MacAdam is a surname, like the Scottish engineer John Loudon McAdam who invented the road construction known as "macadam". "Sandy.MacAdam@example.com" comes across rather different than "sandy.macadam@example.com".
A hypothetical DrAbby@example.com probably would prefer keeping that capitalization over "drabby@example.com".
I'm sure there are real-world examples.
On a related note, I knew someone with an Irish O'Surname who was very particular that the computer systems support his name. (As https://stackoverflow.com/questions/8527180/can-there-be-an-... puts it, "People do have email addresses with apostrophes. I see them not infrequently, and have had to fix bugs submitted by angry Hibernians.") No doubt some of them also want to see the correct capitalization be used.

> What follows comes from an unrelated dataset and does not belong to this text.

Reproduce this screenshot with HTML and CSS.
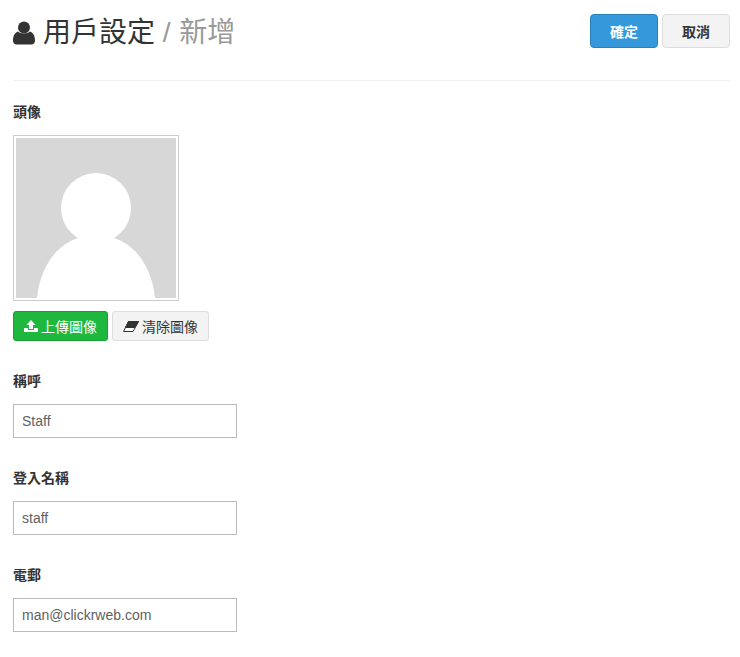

A possibly better alternative is to recommend that the normalization be used only for internal use, while using the user-specified address for actual email messages, and to at least note some of the well-known issues with normalizing to lower-case.
> A hypothetical DrAbby@example.com probably would prefer keeping that capitalization over "drabby@example.com".
And they can keep that capitalization when they type in their login or otherwise share their email address with the world. Are you suggesting that this Dr. Abby user would be offended that the website’s authentication infrastructure ends up working with it as lowercase?
> Email addresses are case-insensitive.
From https://thecopenhagenbook.com/email-verification
The email standard says they are case sensitive.
If you lowercase emails during send operations, the wrong person may get the email. That's bad for auth.
Some (many) popular email providers choose to offer only case-insensitive emails. But a website about general auth should recommend the general case.
https://stackoverflow.com/questions/9807909/are-email-addres...
Side remark: It is not always clear/obvious what's the other case of a given character is, and may change over time. For example, the German capital ß was added in 2008 to Unicode. So it's best to avoid case sensitivity where you can, in general programming.